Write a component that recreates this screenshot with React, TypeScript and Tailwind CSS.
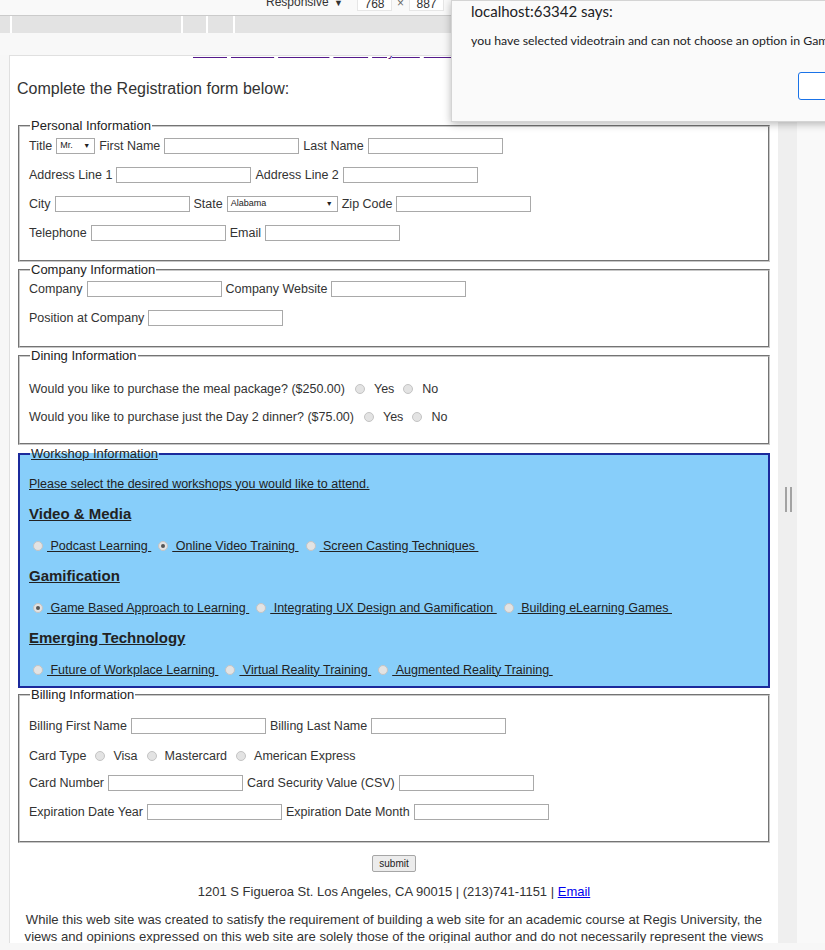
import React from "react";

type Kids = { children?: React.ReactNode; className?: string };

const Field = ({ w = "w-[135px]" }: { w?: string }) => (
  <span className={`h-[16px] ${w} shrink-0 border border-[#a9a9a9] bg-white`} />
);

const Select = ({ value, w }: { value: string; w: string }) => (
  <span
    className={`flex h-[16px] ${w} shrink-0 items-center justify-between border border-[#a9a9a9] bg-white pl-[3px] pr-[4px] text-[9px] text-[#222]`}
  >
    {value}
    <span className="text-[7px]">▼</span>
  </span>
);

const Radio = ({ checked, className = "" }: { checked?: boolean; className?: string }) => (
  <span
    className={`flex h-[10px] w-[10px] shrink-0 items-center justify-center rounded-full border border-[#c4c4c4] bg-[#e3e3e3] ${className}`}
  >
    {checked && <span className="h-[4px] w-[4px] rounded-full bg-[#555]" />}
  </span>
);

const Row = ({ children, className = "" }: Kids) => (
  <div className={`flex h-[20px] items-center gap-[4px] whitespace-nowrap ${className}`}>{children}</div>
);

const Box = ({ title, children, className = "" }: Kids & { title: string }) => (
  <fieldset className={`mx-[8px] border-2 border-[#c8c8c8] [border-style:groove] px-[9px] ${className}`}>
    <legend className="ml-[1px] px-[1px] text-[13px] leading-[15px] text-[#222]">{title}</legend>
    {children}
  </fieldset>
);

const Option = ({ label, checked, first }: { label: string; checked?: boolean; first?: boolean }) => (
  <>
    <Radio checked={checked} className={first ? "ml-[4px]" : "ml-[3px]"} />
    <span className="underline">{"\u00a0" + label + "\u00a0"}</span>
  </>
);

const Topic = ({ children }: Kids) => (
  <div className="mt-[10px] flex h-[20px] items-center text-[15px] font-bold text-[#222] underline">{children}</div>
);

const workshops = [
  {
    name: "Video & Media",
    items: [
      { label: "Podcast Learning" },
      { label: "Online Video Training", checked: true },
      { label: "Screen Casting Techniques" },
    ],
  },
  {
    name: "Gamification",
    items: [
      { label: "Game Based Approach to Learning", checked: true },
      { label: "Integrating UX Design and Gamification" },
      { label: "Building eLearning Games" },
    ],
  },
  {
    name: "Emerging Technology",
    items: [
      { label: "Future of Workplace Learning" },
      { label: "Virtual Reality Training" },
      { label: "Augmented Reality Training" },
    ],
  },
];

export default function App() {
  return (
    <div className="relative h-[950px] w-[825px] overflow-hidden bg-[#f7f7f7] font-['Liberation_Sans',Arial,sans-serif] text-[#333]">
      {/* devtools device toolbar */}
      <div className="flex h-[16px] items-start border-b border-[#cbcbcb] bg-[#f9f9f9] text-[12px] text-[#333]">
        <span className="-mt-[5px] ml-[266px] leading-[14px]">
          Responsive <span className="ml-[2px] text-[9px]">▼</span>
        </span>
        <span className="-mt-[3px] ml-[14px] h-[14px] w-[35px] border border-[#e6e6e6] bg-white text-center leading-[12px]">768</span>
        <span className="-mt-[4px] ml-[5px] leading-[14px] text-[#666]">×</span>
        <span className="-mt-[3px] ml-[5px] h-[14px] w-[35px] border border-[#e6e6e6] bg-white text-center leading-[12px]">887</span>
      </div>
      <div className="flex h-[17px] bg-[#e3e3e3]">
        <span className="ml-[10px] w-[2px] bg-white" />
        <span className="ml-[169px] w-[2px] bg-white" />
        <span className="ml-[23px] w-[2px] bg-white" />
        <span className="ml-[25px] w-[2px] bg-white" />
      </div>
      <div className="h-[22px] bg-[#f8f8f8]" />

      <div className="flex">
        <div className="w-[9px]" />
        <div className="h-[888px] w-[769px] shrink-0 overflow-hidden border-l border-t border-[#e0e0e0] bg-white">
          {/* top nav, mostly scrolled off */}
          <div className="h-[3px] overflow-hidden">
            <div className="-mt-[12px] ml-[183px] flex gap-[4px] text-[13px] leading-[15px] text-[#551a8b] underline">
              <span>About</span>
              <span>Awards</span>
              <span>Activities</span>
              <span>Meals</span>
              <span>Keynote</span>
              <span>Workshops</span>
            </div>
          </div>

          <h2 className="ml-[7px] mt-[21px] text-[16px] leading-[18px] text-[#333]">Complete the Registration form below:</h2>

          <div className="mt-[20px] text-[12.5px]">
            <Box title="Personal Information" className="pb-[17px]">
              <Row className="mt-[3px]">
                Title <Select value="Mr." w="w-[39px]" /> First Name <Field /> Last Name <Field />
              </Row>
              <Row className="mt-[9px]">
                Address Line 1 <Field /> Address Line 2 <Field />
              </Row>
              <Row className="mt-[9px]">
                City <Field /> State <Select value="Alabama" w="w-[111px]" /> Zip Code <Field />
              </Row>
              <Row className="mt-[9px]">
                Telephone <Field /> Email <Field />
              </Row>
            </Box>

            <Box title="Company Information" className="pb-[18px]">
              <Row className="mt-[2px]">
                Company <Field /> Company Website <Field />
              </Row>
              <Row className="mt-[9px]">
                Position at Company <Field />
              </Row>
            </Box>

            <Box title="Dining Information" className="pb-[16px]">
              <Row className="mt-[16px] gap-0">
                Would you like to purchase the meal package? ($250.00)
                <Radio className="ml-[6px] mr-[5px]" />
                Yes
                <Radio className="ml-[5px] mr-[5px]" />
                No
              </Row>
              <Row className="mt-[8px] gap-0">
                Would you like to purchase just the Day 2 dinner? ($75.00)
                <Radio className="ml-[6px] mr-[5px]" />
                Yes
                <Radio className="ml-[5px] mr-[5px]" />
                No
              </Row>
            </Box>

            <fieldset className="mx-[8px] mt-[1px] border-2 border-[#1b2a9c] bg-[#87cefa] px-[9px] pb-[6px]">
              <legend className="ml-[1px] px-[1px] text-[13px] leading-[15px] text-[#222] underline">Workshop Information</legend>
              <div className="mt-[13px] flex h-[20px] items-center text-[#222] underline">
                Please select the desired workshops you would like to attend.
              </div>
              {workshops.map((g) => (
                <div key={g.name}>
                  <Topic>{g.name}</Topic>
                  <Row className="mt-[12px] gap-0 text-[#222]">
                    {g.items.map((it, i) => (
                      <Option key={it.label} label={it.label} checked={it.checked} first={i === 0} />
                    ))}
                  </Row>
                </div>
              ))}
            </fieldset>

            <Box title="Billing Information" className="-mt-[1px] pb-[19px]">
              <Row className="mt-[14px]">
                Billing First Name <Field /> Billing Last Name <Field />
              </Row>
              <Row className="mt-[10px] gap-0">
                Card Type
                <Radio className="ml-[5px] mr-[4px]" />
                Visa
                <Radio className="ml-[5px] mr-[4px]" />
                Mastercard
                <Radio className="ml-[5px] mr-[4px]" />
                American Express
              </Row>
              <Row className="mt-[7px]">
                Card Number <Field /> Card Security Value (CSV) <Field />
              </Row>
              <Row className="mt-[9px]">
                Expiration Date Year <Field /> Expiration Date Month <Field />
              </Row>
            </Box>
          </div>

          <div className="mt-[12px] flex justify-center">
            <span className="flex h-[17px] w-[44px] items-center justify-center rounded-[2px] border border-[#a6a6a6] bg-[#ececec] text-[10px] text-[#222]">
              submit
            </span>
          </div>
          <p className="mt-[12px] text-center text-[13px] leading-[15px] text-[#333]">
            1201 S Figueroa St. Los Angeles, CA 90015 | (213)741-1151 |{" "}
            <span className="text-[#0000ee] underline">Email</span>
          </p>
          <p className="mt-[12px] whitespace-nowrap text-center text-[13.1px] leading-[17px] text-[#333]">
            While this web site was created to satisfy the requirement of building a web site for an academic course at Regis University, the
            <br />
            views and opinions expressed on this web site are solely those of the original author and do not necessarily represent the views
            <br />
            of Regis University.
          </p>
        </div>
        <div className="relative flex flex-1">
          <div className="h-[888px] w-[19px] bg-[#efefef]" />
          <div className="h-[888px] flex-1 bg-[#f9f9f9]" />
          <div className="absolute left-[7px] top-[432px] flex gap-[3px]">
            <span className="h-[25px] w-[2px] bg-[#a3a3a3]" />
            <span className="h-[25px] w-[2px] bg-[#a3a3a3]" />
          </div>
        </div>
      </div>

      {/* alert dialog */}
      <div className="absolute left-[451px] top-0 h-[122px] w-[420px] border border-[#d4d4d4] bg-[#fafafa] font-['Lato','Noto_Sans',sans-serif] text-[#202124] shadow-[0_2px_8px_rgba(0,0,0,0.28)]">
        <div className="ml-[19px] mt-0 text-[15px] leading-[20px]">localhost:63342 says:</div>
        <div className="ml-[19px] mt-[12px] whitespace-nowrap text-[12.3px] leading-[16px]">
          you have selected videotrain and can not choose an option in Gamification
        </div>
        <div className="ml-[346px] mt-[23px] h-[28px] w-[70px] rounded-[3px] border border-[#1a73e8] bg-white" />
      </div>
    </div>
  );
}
——
* Task brief *
Reproduce each line of the material containing the word "this".

* Task output *
Write a component that recreates this screenshot with React, TypeScript and Tailwind CSS.
            While this web site was created to satisfy the requirement of building a web site for an academic course at Regis University, the
            views and opinions expressed on this web site are solely those of the original author and do not necessarily represent the views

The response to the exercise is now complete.